• [WHAT THE TASK ASKS]:
Below is a listing; write it out exactly and drop any images from it.

• [DATA SECTION]:
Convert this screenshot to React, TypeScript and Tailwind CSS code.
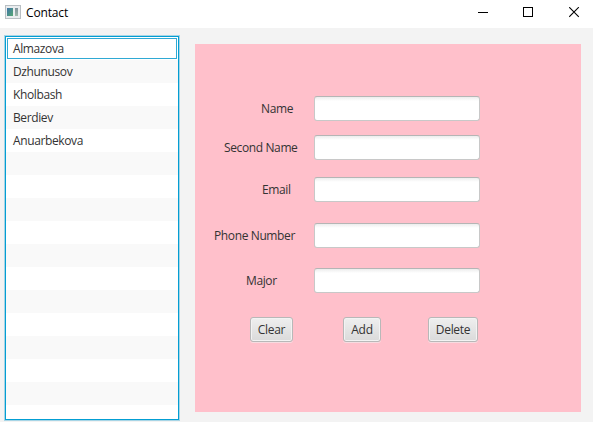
import React from "react";

const contacts = ["Almazova", "Dzhunusov", "Kholbash", "Berdiev", "Anuarbekova"];
const ROW_COUNT = 17;

const fields = [
  { label: "Name", row: "", indent: "pl-[66px]" },
  { label: "Second Name", row: "mt-[14px]", indent: "pl-[29px]" },
  { label: "Email", row: "mt-[17px]", indent: "pl-[67px]" },
  { label: "Phone Number", row: "mt-[21px]", indent: "pl-[19px]" },
  { label: "Major", row: "mt-[20px]", indent: "pl-[51px]" },
];

const buttons = [
  { label: "Clear", size: "ml-[55px] w-[43px]" },
  { label: "Add", size: "ml-[50px] w-[38px]" },
  { label: "Delete", size: "ml-[47px] w-[50px]" },
];

function AppIcon() {
  return (
    <svg width="16" height="14" viewBox="0 0 16 14" shapeRendering="crispEdges">
      <defs>
        <linearGradient id="pane" x1="0" y1="0" x2="1" y2="1">
          <stop offset="0" stopColor="#3f74a8" />
          <stop offset="1" stopColor="#55a873" />
        </linearGradient>
        <linearGradient id="side" x1="0" y1="0" x2="0" y2="1">
          <stop offset="0" stopColor="#7f929c" />
          <stop offset="1" stopColor="#9fb8ab" />
        </linearGradient>
      </defs>
      <rect width="16" height="14" fill="#b9bfc3" />
      <rect x="1" y="1" width="14" height="12" fill="#e9ecee" />
      <rect x="2" y="3" width="6" height="8" fill="url(#pane)" />
      <rect x="10" y="3" width="3" height="8" fill="url(#side)" />
    </svg>
  );
}

function TitleBar() {
  return (
    <header className="flex h-[28px] items-start bg-white text-black">
      <div className="ml-[5px] mt-[5px]"><AppIcon /></div>
      <span className="ml-[5px] mt-[4px] text-[12px] leading-[17px] tracking-[-0.15px]">Contact</span>
      <div className="ml-auto mr-[13px] mt-[7px] flex">
        <svg width="11" height="11" shapeRendering="crispEdges"><path d="M0 5.5H10" stroke="#000" /></svg>
        <svg className="ml-[34px]" width="10" height="11" shapeRendering="crispEdges"><path d="M.5 .5H9.5V9.5H.5Z" fill="none" stroke="#000" /></svg>
        <svg className="ml-[36px]" width="11" height="11"><path d="M.2 .2L9.8 9.8M9.8 .2L.2 9.8" stroke="#000" strokeWidth="1.1" /></svg>
      </div>
    </header>
  );
}

function ContactList() {
  return (
    <ul className="ml-[5px] mt-[8px] h-[384px] w-[174px] shrink-0 overflow-hidden border border-[#039ed3] bg-white shadow-[0_0_0_1px_#a7d5e6]">
      {Array.from({ length: ROW_COUNT }, (_, i) => (
        <li key={i} className={`h-[23px] p-px ${i % 2 ? "bg-[#f9f9f9]" : "bg-white"}`}>
          <div className={`h-[21px] border pl-[5px] leading-[20px] ${i === 0 ? "border-[#2fa9d4]" : "border-transparent"}`}>
            {contacts[i]}
          </div>
        </li>
      ))}
    </ul>
  );
}

export default function App() {
  return (
    <div className="flex h-[422px] w-[593px] flex-col overflow-hidden bg-[#f3f3f3] font-['Open_Sans','Noto_Sans',sans-serif] text-[12px] tracking-[-0.38px] text-[#333]">
      <TitleBar />
      <main className="flex min-h-0 flex-1 items-start">
        <ContactList />
        <section className="ml-[16px] mt-[16px] h-[368px] w-[386px] bg-[#ffc0cb] pt-[52px]">
          {fields.map((f) => (
            <div key={f.label} className={`flex h-[25px] ${f.row}`}>
              <label className={`w-[119px] whitespace-nowrap leading-[25px] ${f.indent}`}>{f.label}</label>
              <input
                aria-label={f.label}
                className="h-[25px] w-[166px] rounded-[3px] border border-[#c8c8c8] border-t-[#b5b5b5] bg-[linear-gradient(#ededed,#ffffff_4px)] px-[6px] outline-none"
              />
            </div>
          ))}
          <div className="mt-[24px] flex">
            {buttons.map((b) => (
              <button
                key={b.label}
                className={`h-[25px] rounded-[3px] border border-[#b8b8b8] bg-[linear-gradient(#efefef,#dadada)] pt-px text-center leading-[22px] tracking-[-0.32px] shadow-[inset_0_0_0_1px_#f3f3f3,0_1px_0_#f7dce1] ${b.size}`}
              >
                {b.label}
              </button>
            ))}
          </div>
        </section>
      </main>
    </div>
  );
}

• [THE OUTPUT]:
Convert this screenshot to React, TypeScript and Tailwind CSS code.
import React from "react";

const contacts = ["Almazova", "Dzhunusov", "Kholbash", "Berdiev", "Anuarbekova"];
const ROW_COUNT = 17;

const fields = [
  { label: "Name", row: "", indent: "pl-[66px]" },
  { label: "Second Name", row: "mt-[14px]", indent: "pl-[29px]" },
  { label: "Email", row: "mt-[17px]", indent: "pl-[67px]" },
  { label: "Phone Number", row: "mt-[21px]", indent: "pl-[19px]" },
  { label: "Major", row: "mt-[20px]", indent: "pl-[51px]" },
];

const buttons = [
  { label: "Clear", size: "ml-[55px] w-[43px]" },
  { label: "Add", size: "ml-[50px] w-[38px]" },
  { label: "Delete", size: "ml-[47px] w-[50px]" },
];

function AppIcon() {
  return (
    <svg width="16" height="14" viewBox="0 0 16 14" shapeRendering="crispEdges">
      <defs>
        <linearGradient id="pane" x1="0" y1="0" x2="1" y2="1">
          <stop offset="0" stopColor="#3f74a8" />
          <stop offset="1" stopColor="#55a873" />
        </linearGradient>
        <linearGradient id="side" x1="0" y1="0" x2="0" y2="1">
          <stop offset="0" stopColor="#7f929c" />
          <stop offset="1" stopColor="#9fb8ab" />
        </linearGradient>
      </defs>
      <rect width="16" height="14" fill="#b9bfc3" />
      <rect x="1" y="1" width="14" height="12" fill="#e9ecee" />
      <rect x="2" y="3" width="6" height="8" fill="url(#pane)" />
      <rect x="10" y="3" width="3" height="8" fill="url(#side)" />
    </svg>
  );
}

function TitleBar() {
  return (
    <header className="flex h-[28px] items-start bg-white text-black">
      <div className="ml-[5px] mt-[5px]"><AppIcon /></div>
      <span className="ml-[5px] mt-[4px] text-[12px] leading-[17px] tracking-[-0.15px]">Contact</span>
      <div className="ml-auto mr-[13px] mt-[7px] flex">
        <svg width="11" height="11" shapeRendering="crispEdges"><path d="M0 5.5H10" stroke="#000" /></svg>
        <svg className="ml-[34px]" width="10" height="11" shapeRendering="crispEdges"><path d="M.5 .5H9.5V9.5H.5Z" fill="none" stroke="#000" /></svg>
        <svg className="ml-[36px]" width="11" height="11"><path d="M.2 .2L9.8 9.8M9.8 .2L.2 9.8" stroke="#000" strokeWidth="1.1" /></svg>
      </div>
    </header>
  );
}

function ContactList() {
  return (
    <ul className="ml-[5px] mt-[8px] h-[384px] w-[174px] shrink-0 overflow-hidden border border-[#039ed3] bg-white shadow-[0_0_0_1px_#a7d5e6]">
      {Array.from({ length: ROW_COUNT }, (_, i) => (
        <li key={i} className={`h-[23px] p-px ${i % 2 ? "bg-[#f9f9f9]" : "bg-white"}`}>
          <div className={`h-[21px] border pl-[5px] leading-[20px] ${i === 0 ? "border-[#2fa9d4]" : "border-transparent"}`}>
            {contacts[i]}
          </div>
        </li>
      ))}
    </ul>
  );
}

export default function App() {
  return (
    <div className="flex h-[422px] w-[593px] flex-col overflow-hidden bg-[#f3f3f3] font-['Open_Sans','Noto_Sans',sans-serif] text-[12px] tracking-[-0.38px] text-[#333]">
      <TitleBar />
      <main className="flex min-h-0 flex-1 items-start">
        <ContactList />
        <section className="ml-[16px] mt-[16px] h-[368px] w-[386px] bg-[#ffc0cb] pt-[52px]">
          {fields.map((f) => (
            <div key={f.label} className={`flex h-[25px] ${f.row}`}>
              <label className={`w-[119px] whitespace-nowrap leading-[25px] ${f.indent}`}>{f.label}</label>
              <input
                aria-label={f.label}
                className="h-[25px] w-[166px] rounded-[3px] border border-[#c8c8c8] border-t-[#b5b5b5] bg-[linear-gradient(#ededed,#ffffff_4px)] px-[6px] outline-none"
              />
            </div>
          ))}
          <div className="mt-[24px] flex">
            {buttons.map((b) => (
              <button
                key={b.label}
                className={`h-[25px] rounded-[3px] border border-[#b8b8b8] bg-[linear-gradient(#efefef,#dadada)] pt-px text-center leading-[22px] tracking-[-0.32px] shadow-[inset_0_0_0_1px_#f3f3f3,0_1px_0_#f7dce1] ${b.size}`}
              >
                {b.label}
              </button>
            ))}
          </div>
        </section>
      </main>
    </div>
  );
}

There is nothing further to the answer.